[START OF MATERIAL TO PROCESS]
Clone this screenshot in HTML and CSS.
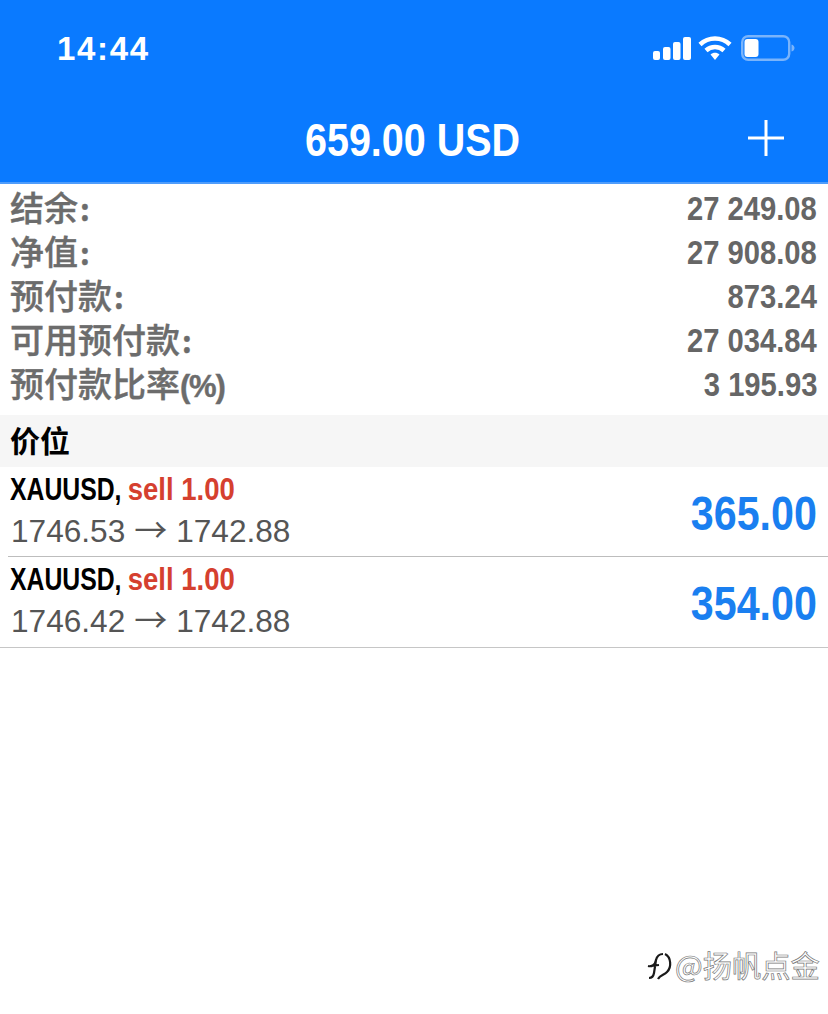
FILE: index.html
```html
<!DOCTYPE html>
<html lang="zh-CN">
<head>
<meta charset="utf-8">
<title>659.00 USD</title>
<link rel="stylesheet" href="styles.css">
</head>
<body>
<div class="page">
  <header class="top">
    <div class="status">
      <span class="time">14:44</span>
      <div class="status-icons">
        <svg class="signal" width="38" height="24" viewBox="0 0 38 24"><rect x="0" y="15" width="7" height="9" rx="2"/><rect x="10" y="11" width="7.500" height="13" rx="2"/><rect x="20" y="6" width="7.500" height="18" rx="2"/><rect x="30" y="1" width="8" height="23" rx="2"/></svg>
        <svg class="wifi" width="34" height="26" viewBox="0 0 34 26"><path d="M2 9.500C10.500 1.500 23.500 1.500 32 9.500" /><path d="M8 15.500C13 10.800 21 10.800 26 15.500"/><path class="wifi-dot" d="M12.500 19.500C15 17.300 19 17.300 21.500 19.500L17 25Z"/></svg>
        <svg class="battery" width="54" height="26" viewBox="0 0 54 26"><rect class="battery-shell" x="1.200" y="1.200" width="47" height="23.600" rx="6"/><rect class="battery-fill" x="3.500" y="4" width="14" height="18" rx="3"/><path class="battery-cap" d="M50.500 9.500C52.500 10 53.500 11.500 53.500 13S52.500 16 50.500 16.500Z"/></svg>
      </div>
    </div>
    <div class="nav">
      <h1 class="title"><span class="squeeze">659.00 USD</span></h1>
      <svg class="plus" width="36" height="36" viewBox="0 0 36 36"><path d="M18 0V36M0 18H36"/></svg>
    </div>
  </header>

  <section class="summary">
    <div class="sum-row"><span class="sum-label">结余<span class="colon">:</span></span><span class="sum-value"><span class="squeeze-r">27 249.08</span></span></div>
    <div class="sum-row"><span class="sum-label">净值<span class="colon">:</span></span><span class="sum-value"><span class="squeeze-r">27 908.08</span></span></div>
    <div class="sum-row"><span class="sum-label">预付款<span class="colon">:</span></span><span class="sum-value"><span class="squeeze-r">873.24</span></span></div>
    <div class="sum-row"><span class="sum-label">可用预付款<span class="colon">:</span></span><span class="sum-value"><span class="squeeze-r">27 034.84</span></span></div>
    <div class="sum-row"><span class="sum-label sum-label-pct">预付款比率<span class="pct">(%)</span></span><span class="sum-value"><span class="squeeze-r">3 195.93</span></span></div>
  </section>

  <div class="section-head">价位</div>

  <section class="positions">
    <div class="pos pos-inset">
      <div class="pos-main">
        <div class="pos-head"><span class="squeeze"><span class="sym">XAUUSD,</span> <span class="side">sell 1.00</span></span></div>
        <div class="pos-price">1746.53<span class="arrow">→</span>1742.88</div>
      </div>
      <div class="pos-profit"><span class="squeeze-r">365.00</span></div>
    </div>
    <div class="pos">
      <div class="pos-main">
        <div class="pos-head"><span class="squeeze"><span class="sym">XAUUSD,</span> <span class="side">sell 1.00</span></span></div>
        <div class="pos-price">1746.42<span class="arrow">→</span>1742.88</div>
      </div>
      <div class="pos-profit"><span class="squeeze-r">354.00</span></div>
    </div>
  </section>

  <div class="watermark">
    <svg class="wm-logo" width="28" height="32" viewBox="0 0 28 32"><path class="wm-f" d="M1 15C5 16 8 14 9 9C10 5 12 3 16 3M9 9L7 22C6.500 25 5 27 2 27M3 15L12 14"/><path class="wm-f" d="M18 3C24 6 25 16 20 21C17 24 13 24 11 28"/></svg>
    <span class="wm-text">@扬帆点金</span>
  </div>
</div>
</body>
</html>
```
FILE: styles.css
```css
* { box-sizing: border-box; }
html, body { margin: 0; padding: 0; background: #fff; }
body { font-family: "Liberation Sans", "Noto Sans CJK SC", sans-serif; }
.page { position: relative; width: 828px; height: 1014px; overflow: hidden; background: #fff; }

.squeeze, .squeeze-r { display: inline-block; white-space: pre; }
.squeeze { transform: scaleX(.86); transform-origin: left center; }
.squeeze-r { transform: scaleX(.885); transform-origin: right center; }

.top { height: 184px; background: #0a7aff; color: #fff; border-bottom: 2px solid #4f9dfb; }
.status { height: 96px; display: flex; justify-content: space-between; align-items: flex-start; padding: 31px 33px 0 57px; }
.time { font-size: 33px; line-height: 36px; font-weight: 700; letter-spacing: 1.700px; }
.status-icons { display: flex; align-items: center; gap: 9px; padding-top: 4px; }
.signal { fill: #fff; margin: 0 -2px 0 0; }
.wifi path { fill: none; stroke: #fff; stroke-width: 4.500; }
.wifi .wifi-dot { fill: #fff; stroke: none; }
.battery-shell { fill: none; stroke: #7ab4fb; stroke-width: 2.400; }
.battery-fill { fill: #fff; }
.battery-cap { fill: #7ab4fb; }

.nav { position: relative; height: 86px; display: flex; justify-content: center; align-items: center; }
.title { margin: 2px 0 0; font-size: 46px; line-height: 50px; font-weight: 700; width: 218px; white-space: nowrap; }
.title .squeeze { transform: scaleX(.858); }
.plus { position: absolute; right: 44px; top: 24px; fill: none; stroke: #fff; stroke-width: 3; }

.summary { padding: 3px 11px 8px 11px; }
.sum-row { height: 44px; display: flex; justify-content: space-between; align-items: center; color: #666; font-weight: 700; }
.sum-label { position: relative; top: -2px; margin-left: -1px; font-family: "Noto Sans CJK SC", sans-serif; font-size: 34px; line-height: 44px; font-weight: 500; color: #6c6c6c; -webkit-text-stroke: .4px #6c6c6c; }
.sum-label-pct { top: 0; }
.colon { margin-left: 2px; font-size: 30px; font-weight: 700; }
.pct { font-family: "Liberation Sans", sans-serif; font-size: 31px; font-weight: 700; letter-spacing: -1.200px; }
.sum-value { font-size: 33px; line-height: 44px; }

.section-head { height: 52px; padding-left: 10px; background: #f6f6f6; color: #000; font-family: "Noto Sans CJK SC", sans-serif; font-size: 30px; font-weight: 700; line-height: 49px; }

.pos { height: 91px; padding: 0 11px; display: flex; justify-content: space-between; align-items: center; border-bottom: 1px solid #c6c6c6; }
.pos-inset { position: relative; height: 90px; border-bottom: 0; }
.pos-inset::after { content: ""; position: absolute; left: 8px; right: 0; bottom: 0; height: 1px; background: #bdbdbd; }
.pos-main { display: flex; flex-direction: column; position: relative; top: -2px; margin-left: -1px; }
.pos-head { font-size: 32px; line-height: 40px; font-weight: 700; white-space: nowrap; }
.sym { display: inline-block; color: #000; transform: scaleX(.9); transform-origin: left center; margin-right: -16px; }
.side { color: #d5402f; }
.pos-price { margin: -1px 0 0 1px; font-size: 31.600px; line-height: 40px; color: #555; white-space: nowrap; }
.arrow { font-family: "Noto Sans CJK SC", sans-serif; font-size: 33px; margin: 0 9px; font-weight: 400; }
.pos-profit { position: relative; top: 2px; font-size: 48px; line-height: 56px; font-weight: 700; color: #1a7ff0; }
.pos-profit .squeeze-r { transform: scaleX(.858); }

.watermark { position: absolute; left: 647px; top: 944px; display: flex; align-items: center; }
.wm-f { fill: none; stroke: #1a1a1a; stroke-width: 2.200; }
.wm-logo { margin-top: 6px; }
.wm-text { font-family: "Noto Sans CJK SC", sans-serif; font-size: 29.300px; line-height: 40px; color: #fff; -webkit-text-stroke: .7px #777; white-space: nowrap; }
```
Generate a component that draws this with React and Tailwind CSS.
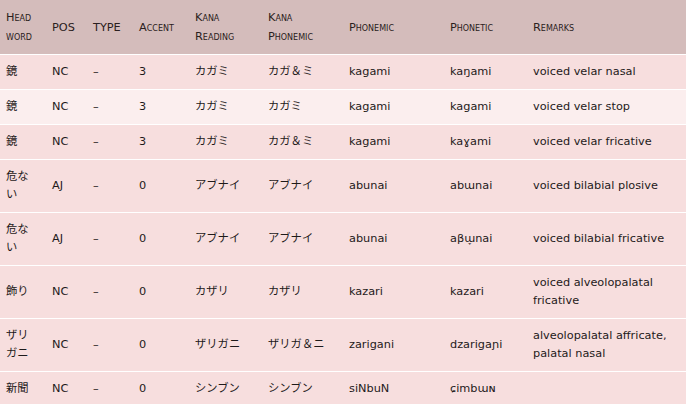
import React from "react";

const COLS = [
  { key: "head", label: "Head word", w: "w-[46px]" },
  { key: "pos", label: "POS", w: "w-[41px]" },
  { key: "type", label: "TYPE", w: "w-[46px]" },
  { key: "accent", label: "Accent", w: "w-[56px]" },
  { key: "kanaReading", label: "Kana Reading", w: "w-[73px]" },
  { key: "kanaPhonemic", label: "Kana Phonemic", w: "w-[81px]" },
  { key: "phonemic", label: "Phonemic", w: "w-[101px]" },
  { key: "phonetic", label: "Phonetic", w: "w-[83px]" },
  { key: "remarks", label: "Remarks", w: "w-auto" },
];

const ROWS = [
  { head: "鏡", pos: "NC", accent: "3", kanaReading: "カガミ", kanaPhonemic: "カガ＆ミ", phonemic: "kagami", phonetic: "kaŋami", remarks: "voiced velar nasal" },
  { head: "鏡", pos: "NC", accent: "3", kanaReading: "カガミ", kanaPhonemic: "カガミ", phonemic: "kagami", phonetic: "kagami", remarks: "voiced velar stop", light: true },
  { head: "鏡", pos: "NC", accent: "3", kanaReading: "カガミ", kanaPhonemic: "カガ＆ミ", phonemic: "kagami", phonetic: "kaɣami", remarks: "voiced velar fricative" },
  { head: "危ない", pos: "AJ", accent: "0", kanaReading: "アブナイ", kanaPhonemic: "アブナイ", phonemic: "abunai", phonetic: "abɯnai", remarks: "voiced bilabial plosive" },
  { head: "危ない", pos: "AJ", accent: "0", kanaReading: "アブナイ", kanaPhonemic: "アブナイ", phonemic: "abunai", phonetic: "aβɯ̞nai", remarks: "voiced bilabial fricative" },
  { head: "飾り", pos: "NC", accent: "0", kanaReading: "カザリ", kanaPhonemic: "カザリ", phonemic: "kazari", phonetic: "kazari", remarks: "voiced alveolopalatal fricative" },
  { head: "ザリガニ", pos: "NC", accent: "0", kanaReading: "ザリガニ", kanaPhonemic: "ザリガ＆ニ", phonemic: "zarigani", phonetic: "dzarigaɲi", remarks: "alveolopalatal affricate, palatal nasal" },
  { head: "新聞", pos: "NC", accent: "0", kanaReading: "シンブン", kanaPhonemic: "シンブン", phonemic: "siNbuN", phonetic: "ɕimbɯɴ", remarks: "" },
];

export default function App() {
  return (
    <div className="w-[686px] h-[404px] overflow-hidden bg-[#f7dede] font-['DejaVu_Sans','Noto_Sans_CJK_JP',sans-serif] text-[11.3px] text-[#1e1a1a]">
      <table className="w-full table-fixed border-collapse">
        <colgroup>
          {COLS.map(c => (
            <col key={c.key} className={c.w} />
          ))}
        </colgroup>
        <thead>
          <tr className="bg-[#d4bcbb] border-b border-white">
            {COLS.map(c => (
              <th
                key={c.key}
                className={`text-left align-middle font-normal [font-variant:small-caps] leading-[19px] py-[8px] pl-[6px] ${c.key === "head" ? "pr-[10px]" : "pr-[6px]"} text-[#2a2020]`}
              >
                {c.label}
              </th>
            ))}
          </tr>
        </thead>
        <tbody>
          {ROWS.map((r, i) => (
            <tr key={i} className={`${r.light ? "bg-[#fbeeee]" : "bg-[#f7dede]"} border-b border-white`}>
              {COLS.map(c => (
                <td
                  key={c.key}
                  className={`text-left align-middle leading-[18px] py-[8px] pl-[6px] ${c.key === "head" ? "pr-[10px]" : "pr-[6px]"}`}
                >
                  {c.key === "type" ? "–" : r[c.key]}
                </td>
              ))}
            </tr>
          ))}
        </tbody>
      </table>
    </div>
  );
}
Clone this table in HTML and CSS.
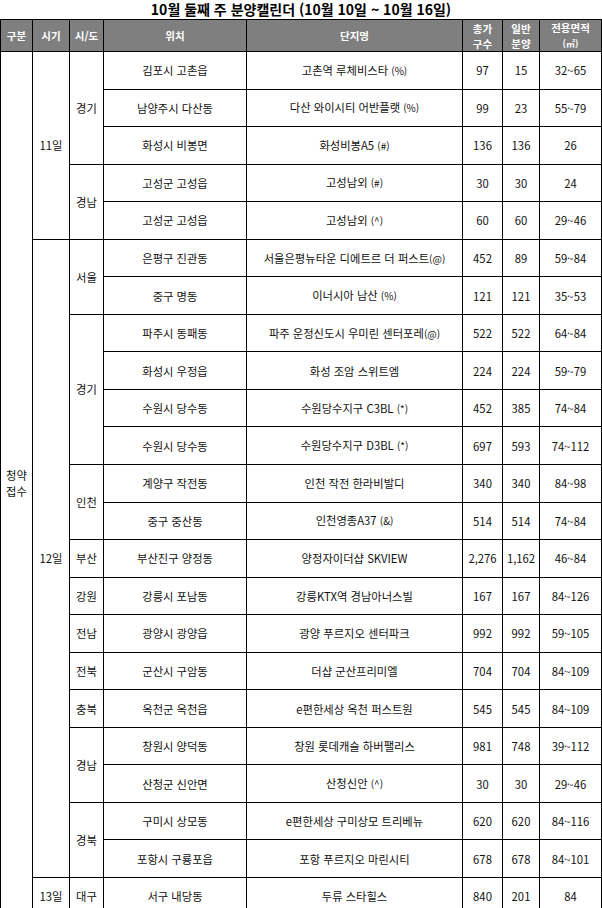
FILE: index.html
```html
<!DOCTYPE html>
<html lang="ko">
<head>
<meta charset="utf-8">
<link rel="stylesheet" href="styles.css">
</head>
<body>
<h1 class="title">10월 둘째 주 분양캘린더 (10월 10일 ~ 10월 16일)</h1>
<table class="cal">
<colgroup>
<col class="c1"><col class="c2"><col class="c3"><col class="c4"><col class="c5"><col class="c6"><col class="c7"><col class="c8">
</colgroup>
<thead>
<tr class="head">
<th>구분</th><th>시기</th><th>시/도</th><th>위치</th><th>단지명</th><th>총가<br>구수</th><th>일반<br>분양</th><th>전용면적<br><span class="unit">(㎡)</span></th>
</tr>
</thead>
<tbody>
<tr><td rowspan="23">청약<br>접수</td><td rowspan="5">11일</td><td rowspan="3">경기</td><td>김포시 고촌읍</td><td>고촌역 루체비스타 <span class="sm">(%)</span></td><td>97</td><td>15</td><td>32~65</td></tr>
<tr><td>남양주시 다산동</td><td>다산 와이시티 어반플랫 <span class="sm">(%)</span></td><td>99</td><td>23</td><td>55~79</td></tr>
<tr><td>화성시 비봉면</td><td>화성비봉A5 <span class="sm">(#)</span></td><td>136</td><td>136</td><td>26</td></tr>
<tr><td rowspan="2">경남</td><td>고성군 고성읍</td><td>고성남외 <span class="sm">(#)</span></td><td>30</td><td>30</td><td>24</td></tr>
<tr><td>고성군 고성읍</td><td>고성남외 <span class="sm">(^)</span></td><td>60</td><td>60</td><td>29~46</td></tr>
<tr><td rowspan="17">12일</td><td rowspan="2">서울</td><td>은평구 진관동</td><td>서울은평뉴타운 디에트르 더 퍼스트<span class="sm">(@)</span></td><td>452</td><td>89</td><td>59~84</td></tr>
<tr><td>중구 명동</td><td>이너시아 남산 <span class="sm">(%)</span></td><td>121</td><td>121</td><td>35~53</td></tr>
<tr><td rowspan="4">경기</td><td>파주시 동패동</td><td>파주 운정신도시 우미린 센터포레<span class="sm">(@)</span></td><td>522</td><td>522</td><td>64~84</td></tr>
<tr><td>화성시 우정읍</td><td>화성 조암 스위트엠</td><td>224</td><td>224</td><td>59~79</td></tr>
<tr><td>수원시 당수동</td><td>수원당수지구 C3BL <span class="sm">(*)</span></td><td>452</td><td>385</td><td>74~84</td></tr>
<tr><td>수원시 당수동</td><td>수원당수지구 D3BL <span class="sm">(*)</span></td><td>697</td><td>593</td><td>74~112</td></tr>
<tr><td rowspan="2">인천</td><td>계양구 작전동</td><td>인천 작전 한라비발디</td><td>340</td><td>340</td><td>84~98</td></tr>
<tr><td>중구 중산동</td><td>인천영종A37 <span class="sm">(&amp;)</span></td><td>514</td><td>514</td><td>74~84</td></tr>
<tr><td>부산</td><td>부산진구 양정동</td><td>양정자이더샵 SKVIEW</td><td>2,276</td><td>1,162</td><td>46~84</td></tr>
<tr><td>강원</td><td>강릉시 포남동</td><td>강릉KTX역 경남아너스빌</td><td>167</td><td>167</td><td>84~126</td></tr>
<tr><td>전남</td><td>광양시 광양읍</td><td>광양 푸르지오 센터파크</td><td>992</td><td>992</td><td>59~105</td></tr>
<tr><td>전북</td><td>군산시 구암동</td><td>더샵 군산프리미엘</td><td>704</td><td>704</td><td>84~109</td></tr>
<tr><td>충북</td><td>옥천군 옥천읍</td><td>e편한세상 옥천 퍼스트원</td><td>545</td><td>545</td><td>84~109</td></tr>
<tr><td rowspan="2">경남</td><td>창원시 양덕동</td><td>창원 롯데캐슬 하버팰리스</td><td>981</td><td>748</td><td>39~112</td></tr>
<tr><td>산청군 신안면</td><td>산청신안 <span class="sm">(^)</span></td><td>30</td><td>30</td><td>29~46</td></tr>
<tr><td rowspan="2">경북</td><td>구미시 상모동</td><td>e편한세상 구미상모 트리베뉴</td><td>620</td><td>620</td><td>84~116</td></tr>
<tr><td>포항시 구룡포읍</td><td>포항 푸르지오 마린시티</td><td>678</td><td>678</td><td>84~101</td></tr>
<tr><td>13일</td><td>대구</td><td>서구 내당동</td><td>두류 스타힐스</td><td>840</td><td>201</td><td>84</td></tr>
</tbody>
</table>
</body>
</html>
```

FILE: styles.css
```css
html, body {
  margin: 0;
  padding: 0;
  background: #fff;
}
body {
  font-family: "Noto Sans CJK KR", "Noto Sans", sans-serif;
  color: #111;
}
.title {
  margin: 0;
  height: 19px;
  line-height: 19px;
  font-size: 14px;
  font-weight: bold;
  text-align: center;
  color: #000;
}
.cal {
  width: 602px;
  table-layout: fixed;
  border-collapse: collapse;
  font-size: 11.3px;
}
.c1 { width: 32px; }
.c2 { width: 37px; }
.c3 { width: 34px; }
.c4 { width: 143px; }
.c5 { width: 216px; }
.c6 { width: 40px; }
.c7 { width: 37px; }
.c8 { width: 62px; }
.cal th, .cal td {
  border: 1px solid #000;
  padding: 0;
  text-align: center;
  vertical-align: middle;
  line-height: 16px;
}
.head {
  height: 31px;
}
.cal .head th {
  background: #7f7f7f;
  color: #fff;
  font-weight: bold;
  font-size: 10.5px;
  line-height: 15px;
}
.unit {
  font-size: 9px;
}
.cal tbody tr {
  height: 37.55px;
}
.sm {
  font-size: 10px;
}
```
[END OF MATERIAL TO PROCESS]
Pictures are not part of the copy. Reproduce the lines from the one containing "Generate a component" through the one containing "import React from", exactly and nothing more.

Generate a component that draws this with React and Tailwind CSS.
import React from "react";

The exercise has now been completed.